In my desire to share what is so important to me, so necessary, so powerful, so helpful, so true, I have neglected to notice this about you: your cup is not empty.*
Willing students, perhaps, come with polished, expectant cups. Some with them behind their backs, waiting to see if the offering is worth the sloshing that would come with the filling.
But all others who come, even the parched and those drunk on new wine, come with cups that are not empty. They are filled with what the world has already had to offer. People and places, ideas and conversations, mothers and fathers, families, traditions and cultures. So much.
If I want to pour my ideas into your cup, I need to understand what’s already there. Perhaps sit and sip a while. Have some tea and a teacake. Listen and look. Waft and taste. Touch and let myself be touched.
Only newborn children come with empty cups.
We fill them. The world fills them. With good things and love. With encouragement and praise. Or not. Oh holy Lord, sometimes … With abuse and neglect. With harsh words or impossible expectations. With hunger, loneliness, violence, despair. Lord, let us be bearers of hope for these.
Friend, your cup is not empty and neither is mine.
World, forgive me. Lord, forgive us. For our trespasses as we forgive those who trespass against us. May we taste and see, seeking first to understand.
Cheers.
*Melinda Gates in her book, The Moment of Lift.
Sips not Big Gulps Taste Best
I really want to take life in big gulps. But God offers it to me in small sips. So I can taste and see that the Lord is good.
I would like just to have it all figured out. You know, what I’m meant to do, who I’m meant to be, how I’m meant to serve. The purpose of life for me, on a platter, please. I’d like just to drink it all down and have it settled in my tummy, readying me to take on the world. But God, in His ultimate wisdom and endless compassion says, “Wendy, this is what I have for you. This little bit.” What He doesn’t say, but I know He’s thinking is, “This is all you can handle.” I’m sure He is shaking His holy head at this.
Every now and then I get a sip that satisfies a little taste bud. A sip that has me saying, “Ah, now I know why I was meant to wait. I had to taste this and this before I could move on to the more advanced tasting group.” I would like to stop and linger over this. Enjoy the flavor, swish it around in my mouth and let it tickle my tongue like the connoisseurs do. And I think God does encourage us to celebrate these moments. He says, “Every time you drink this, remember me.” We call it communion. (Heaven forbid we do as the professional wine connoisseurs do and spit it out!)

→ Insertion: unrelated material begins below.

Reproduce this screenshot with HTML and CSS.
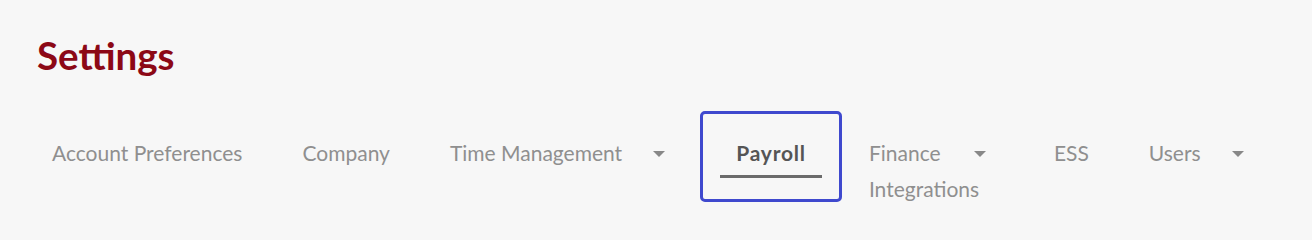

But I’m not in danger of that. No, I’m more tempted to linger there. In that taste satisfying moment. To say, now that tasted good, may I please have some more?
Today, God reminded me that sips and not gulps are His way. Once I have tasted what I have sipped I am meant to be satisfied and move on to the next sip, the next experience, the next lesson. But take with me what I have drunk deeply of in this one, along with the comfort and God-confidence of knowing, that what I need He will provide. In it’s time.